§ **GIVEN REQUEST**: Check the listing below line by line and report how many lines hold "React", with no other words.

§ **STORED DATA**:
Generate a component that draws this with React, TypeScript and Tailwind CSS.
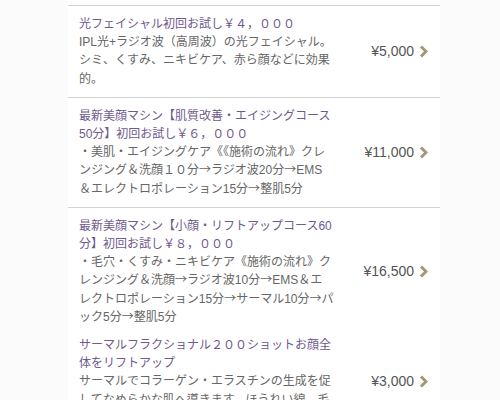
import React from "react";

type Course = {
  title: string;
  desc: string;
  price: string;
  top: string;
};

const courses: Course[] = [
  {
    title: "光フェイシャル初回お試し￥４，０００",
    desc: "IPL光+ラジオ波（高周波）の光フェイシャル。シミ、くすみ、ニキビケア、赤ら顔などに効果的。",
    price: "¥5,000",
    top: "border-t border-[#d3d3d3] pt-[9px]",
  },
  {
    title: "最新美顔マシン【肌質改善・エイジングコース50分】初回お試し￥６，０００",
    desc: "・美肌・エイジングケア《《施術の流れ》クレンジング＆洗顔１０分→ラジオ波20分→EMS＆エレクトロポレーション15分→整肌5分",
    price: "¥11,000",
    top: "border-t border-[#d3d3d3] pt-[9px]",
  },
  {
    title: "最新美顔マシン【小顔・リフトアップコース60分】初回お試し￥８，０００",
    desc: "・毛穴・くすみ・ニキビケア《施術の流れ》クレンジング＆洗顔→ラジオ波10分→EMS＆エレクトロポレーション15分→サーマル10分→パック5分→整肌5分",
    price: "¥16,500",
    top: "border-t border-[#d3d3d3] pt-[9px]",
  },
  {
    title: "サーマルフラクショナル２００ショットお顔全体をリフトアップ",
    desc: "サーマルでコラーゲン・エラスチンの生成を促してなめらかな肌へ導きます。ほうれい線、毛穴の開きにも。",
    price: "¥3,000",
    top: "pt-[1px]",
  },
];

// arrows come out of the CJK font so they take the wide form seen in the shot
function withArrows(text: string) {
  const parts = text.split("→");
  return parts.map((p, i) => (
    <React.Fragment key={i}>
      {p}
      {i < parts.length - 1 && (
        <span className="leading-[0]" style={{ fontFamily: '"Noto Sans CJK JP", sans-serif' }}>
          →
        </span>
      )}
    </React.Fragment>
  ));
}

function Chevron() {
  return (
    <svg width="9" height="13" viewBox="0 0 9 13" className="ml-[5px] shrink-0">
      <path d="M2 1.5 L7 6.5 L2 11.5" fill="none" stroke="#a39776" strokeWidth="3" strokeLinejoin="miter" />
    </svg>
  );
}

export default function App() {
  return (
    <main
      className="w-[500px] h-[400px] overflow-hidden bg-[#fbfbfb]"
      style={{ fontFamily: '"Liberation Sans", "Noto Sans CJK JP", sans-serif' }}
    >
      <div className="ml-[68px] w-[372px] bg-white">
        <div className="h-[5px]" />
        {courses.map((c) => (
          <div key={c.title} className={`flex items-center pl-[11px] pr-[12px] pb-[9px] ${c.top}`}>
            <div className="w-[255px] text-[12px] leading-[18.2px]">
              <p className="text-[#6f5a8e]">{c.title}</p>
              <p className="text-[#666]">{withArrows(c.desc)}</p>
            </div>
            <div className="flex-1 flex items-center justify-end text-[14px] text-[#555]">
              {c.price}
              <Chevron />
            </div>
          </div>
        ))}
      </div>
    </main>
  );
}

§ **WRITTEN SOLUTION**: 4